Iran has been warned it could face diplomatic or economic sanctions if it breaches the terms of its nuclear deal.
Tehran has indicated it will break the uranium stockpile limit set by the deal in the next 10 days.
Downing Street said “all options” would be examined if Iran breached the terms of the Joint Comprehensive Plan of Action (JCPOA) deal.
The deal has looked increasingly unstable since Donald Trump pulled the United States out of it.
The latest development comes at a time of heightened tension in the region following the attacks on two oil tankers, which the US and UK have blamed on Iran’s military.
Behrouz Kamalvandi, a spokesman for Iran’s atomic agency, said the country needed to increase uranium enrichment levels up to 20% – only one step away from weapons-grade material.
In response, the Prime Minister’s official spokesman said: “We have been clear about our concern at Iranian plans to reduce compliance with the JCPOA.
“Should Iran cease meeting its nuclear commitments, we would then look at all options available to us.”
Foreign Secretary Jeremy Hunt has warned there is a “great risk” of a drift to war due to Iran’s activities in the region following the attacks last week in the Gulf on two oil tankers.
Tehran has strongly denied being responsible for the attacks, but Downing Street said it was “almost certain” Iran was to blame.
I condemn yesterday’s attacks on vessels in the Gulf of Oman.
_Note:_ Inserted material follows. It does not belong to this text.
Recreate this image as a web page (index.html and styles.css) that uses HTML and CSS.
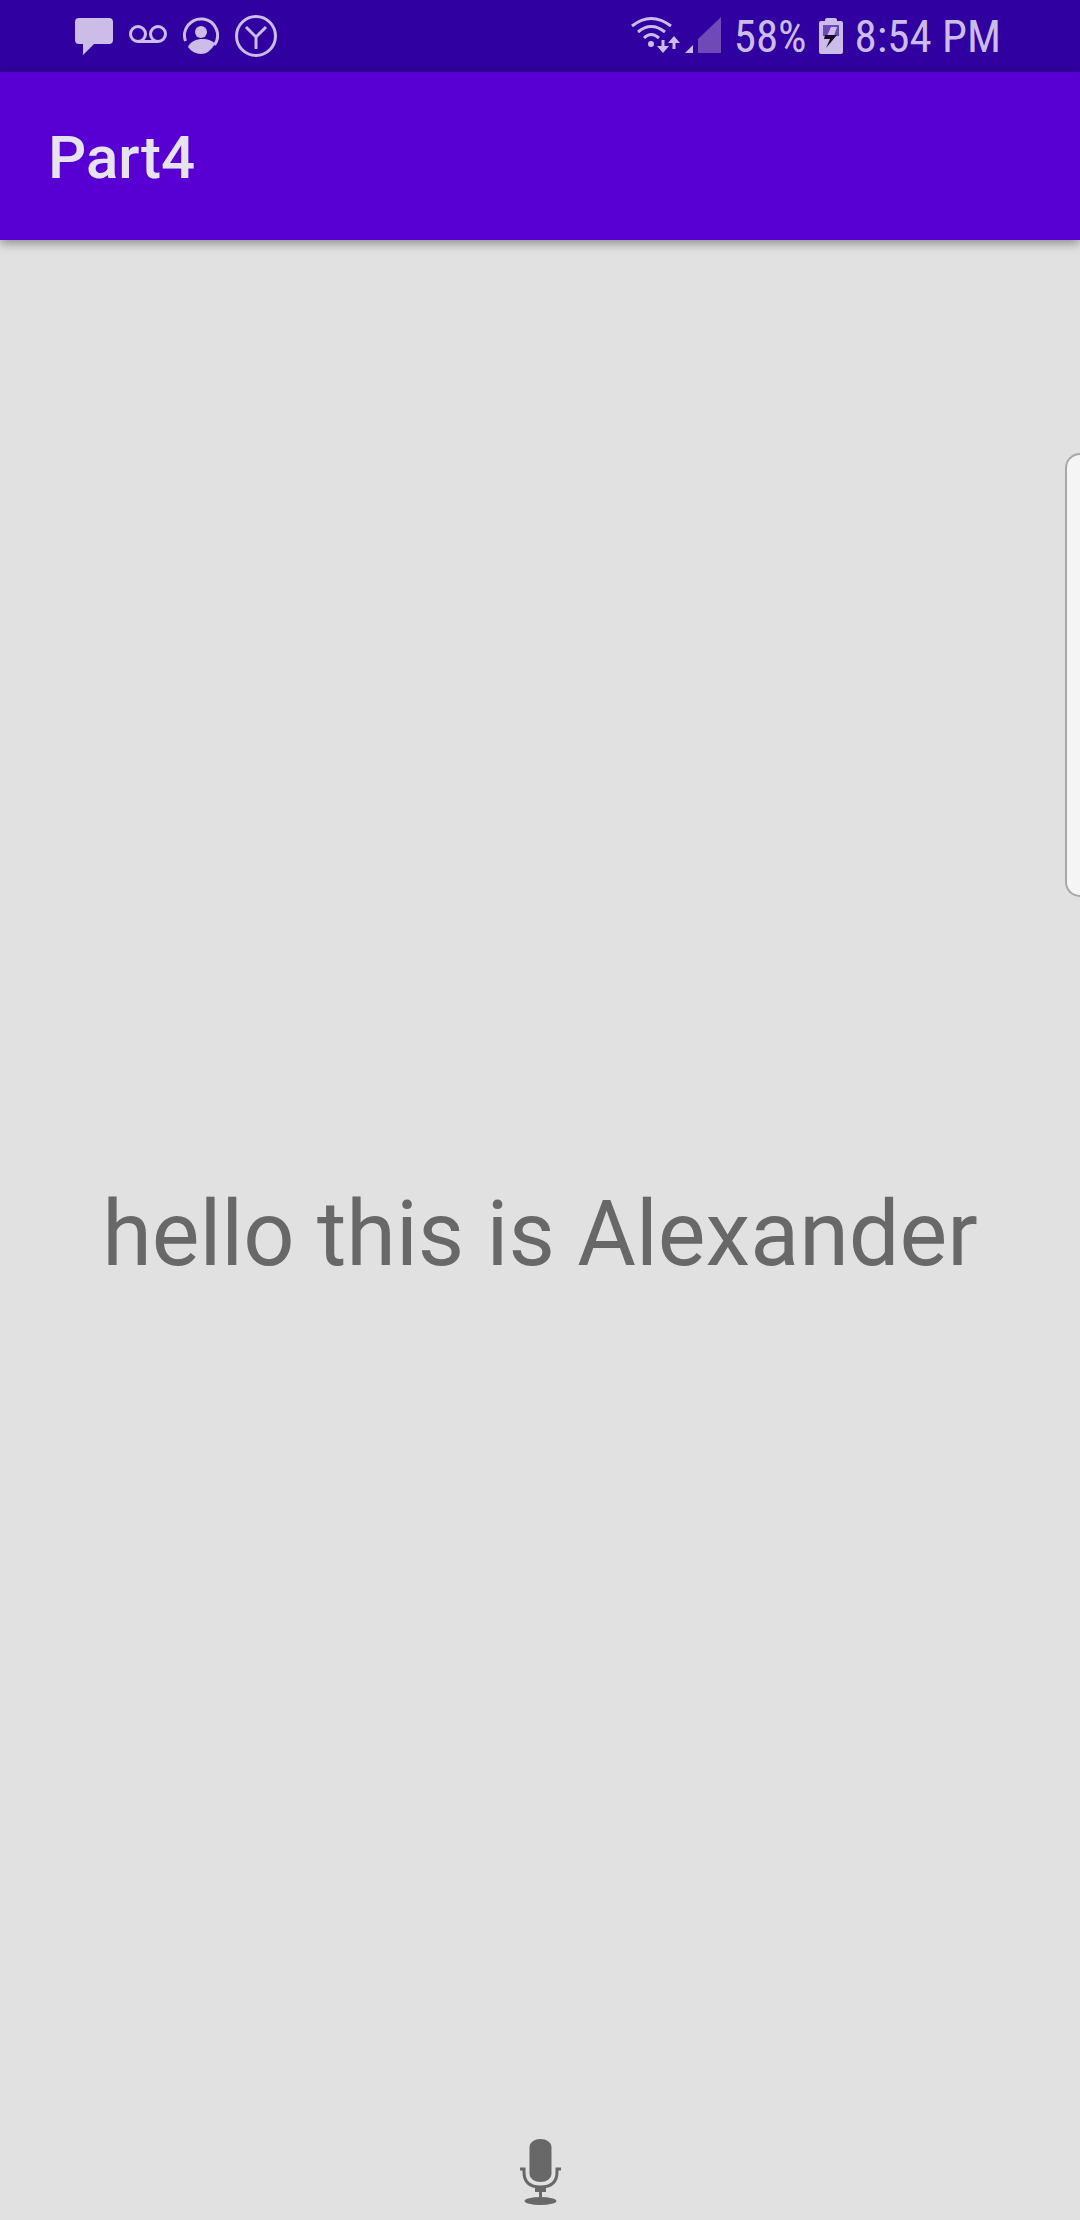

UK’s assessment concludes that responsibility for the attacks almost certainly lies with Iran. These latest attacks build on a pattern of destabilising Iranian behaviour and pose a serious danger to the region
— Jeremy Hunt (@Jeremy_Hunt) June 14, 2019
The Americans have accused Iran of using limpet mines to target the tankers, pointing to video footage said to show Iranian Revolutionary Guard troops removing an unexploded mine from one of the vessels.
In recent weeks, the US has sent an aircraft carrier strike group and other military assets to the region in what the military says is defensive posturing aimed at Iranian deterrence.
The UK also has a military presence in the Gulf, although in response to reports of Royal Marines heading to the region officials stressed this was a pre-planned training exercise rather than a response to Tehran.
Officials have been meeting in Whitehall to consider the tensions in the region following the attacks on two oil tankers last week.
The Prime Minister’s official spokesman said the UK position remained that it was “almost certain that the Iranian Revolutionary Guard corps attacked the two tankers”.
“No other state or non-state actor could plausibly have been responsible,” the spokesman said.
“These latest attacks build on a pattern of destabilising Iranian behaviour and pose a serious danger to the region.
“That is why we have called on Iran to cease all forms of destabilising activity.”
The spokesman said there was “recent precedent for attacks by Iran against oil tankers” but stressed “the UK remains in close co-ordination with our international partners to find diplomatic solutions to de-escalate tensions”.
He added: “Unintended escalation would not be in any party’s interests.”
The UK had “a number of military assets in the region, including at our new naval base in Bahrain and our facility in Oman”.